More polarization or coming to the center? The other US elections in November

Incumbent Senator Edward Markey debates challenger Representative Joseph P. Kennedy III in the final debate leading up to the September 1 primary election in Massachusetts, Aug. 18, 2020. (AP)

All eyes are on the US presidential election in November that is gearing up to be one of the most divisive in recent history, pitting incumbent President Donald Trump against Democratic nominee Joe Biden.

There will be other voting taking place on the same day, however, and the results of the Senate race will be just as important, analysts say.

For all the latest headlines, follow our Google News channel online or via the app.

In the latest example of the Senate's importance, the Republican party is poised to push ahead and fill the Supreme Court seat vacated by the late Justice Ruth Bader Ginsburg. Democrats in the Senate and Congress are unable to do much to stop this. In 2016, the Republican-led Senate refused to push through former President Barack Obama’s nominee after Justice Antonin Scalia passed away.

Why it matters?

In the US, the bicameral legislature system means two different chambers for legislation: the House of Representatives and Senate.

The Senate is made up of 100 members, with two from each state. Currently controlled by the Republicans with a 53 - 47 majority, 35 seats are up for grabs in November. Out of the 35 seats, 23 are held by Republicans.

“The thing to know about the Senate race is that Republicans, this year, are defending more seats than Democrats,” John Halpin from the Washington-based Center for American Progress said.

Democrats would need to net at least three seats for a 50-50 split in the Senate “in addition to winning the presidency, in order to break a tie in the Senate,” Halpin said.

The vice president steps in to break any ties on voting.

“They need to net four seats overall to have an outright majority of 51,” Halpin said of the Democrats.

In the House of Representatives, Democrats have a 232 - 198 majority, making it nearly impossible for Republicans to take control of the Congress.

Members of Congress are up for election every two years, and Senators elected for six-year terms.

One-third of the Senate is up for elections in November.
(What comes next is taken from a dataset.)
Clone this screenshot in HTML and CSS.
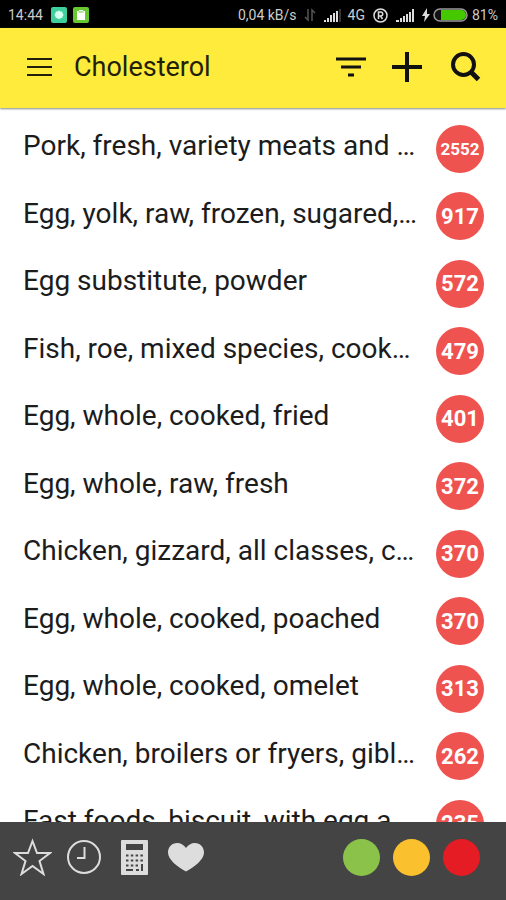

Democrats, according to public opinion polls, believe they have a strong shot at winning the presidency.

“The thing to know about the Senate race is that Republicans, this year, are defending more seats than Democrats,” John Halpin from the Washington-based Center for American Progress said.

For Democrats to take control, they will have to net at least three seats and win the presidency, to break a tie in the Senate. This would mean a 50-50 split in the Senate, and then the vice president would step in to break any ties on voting.

Democrats would need to gain four seats overall to have an outright majority of 51.

“Right now, most of the big, battleground Senate seats are a tossup, as we call them,” he said. “We don’t know who’s going to win. They’re very close.”

Further divisions or coming to the center?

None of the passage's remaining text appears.